En publicaciones como Rumiyah Global Islamic Media, que se expanden en las redes, se difunden los consejos para la invisibilidad de los combatientes. La clandestinidad es un oráculo del combate; exige cerebro. En un juicio celebrado en Francia en diciembre de 2016, el yihadista Nicolas Moreau reivindicó a Jean-Jacques Rousseau y su estatuto de “insumiso”. No es la respuesta de un chico sin instrucción o que no terminó la primaria, como se dice tan a menudo para destacar el origen humilde de los terroristas. La radicalización (aunque sea criminal) exige un mínimo de capacidad de abstracción; no se reclutan yihadistas entre analfabetos funcionales, por mucho que su origen esté en las aldeas del Atlas.
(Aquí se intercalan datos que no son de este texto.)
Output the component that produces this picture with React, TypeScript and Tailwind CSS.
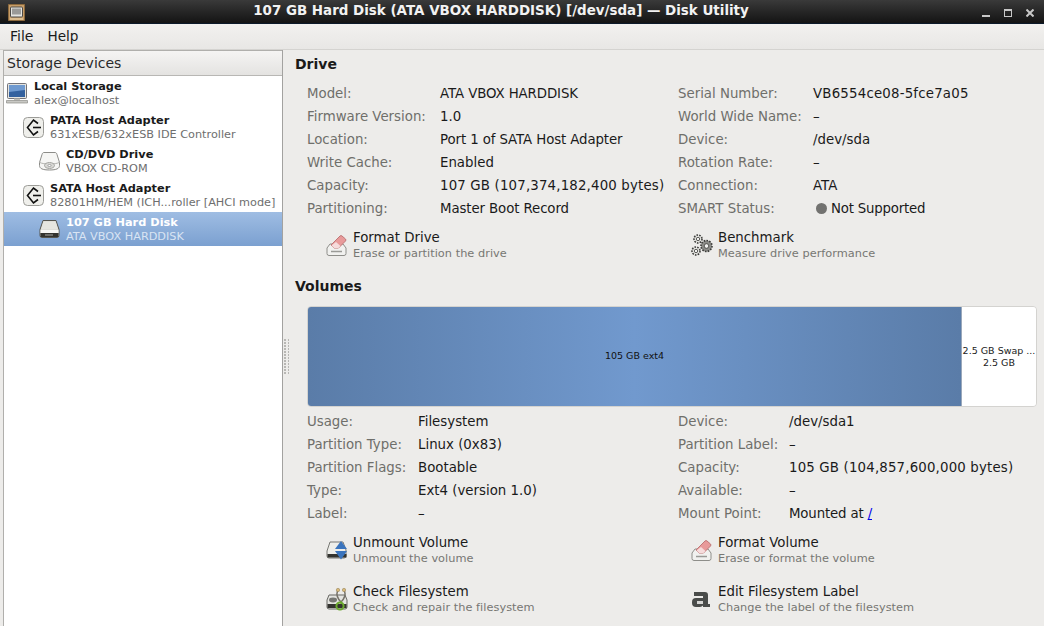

Las segundas generaciones de migrantes en Europa han recibido formación escolar, sin olvidar además que el mundo magrebí comparte en el origen los idiomas árabe y francés; añádanle el castellano, el catalán (en el caso de Cataluña) y nuestro inglés obligatorio. Los radicalizados son jóvenes que pertenecen a familias estructuradas, como los Abouyaaqoub; estudian, suben en aviones, comen en restaurantes occidentales, viajan en Alta Velocidad, leen periódicos franceses y españoles, compran en librerías. Ellos se ven a sí mismos como el terror inteligente de países sometidos en monarquías como la Alauhí o en principados de dinastías embrujadas por el petróleo. Algunos, los más fanatizados, regresan de combatir en Siria inmersos en la confusión de una derrota militar parecida a la que impregnó a Fabricio del Dongo en Waterloo, el protagonista de La Cartuja de Parma (Stendhal).

Younes fue cazado entre viñedos y gritó "Alá es grande" antes de las detonaciones de los agentes. Frontalizado por su imán, había cometido 14 crímenes execrables. “No hay otro remedio contra el miedo que lanzarse apasionadamente a la voluntad de Dios”, escribió Georges Bernanos.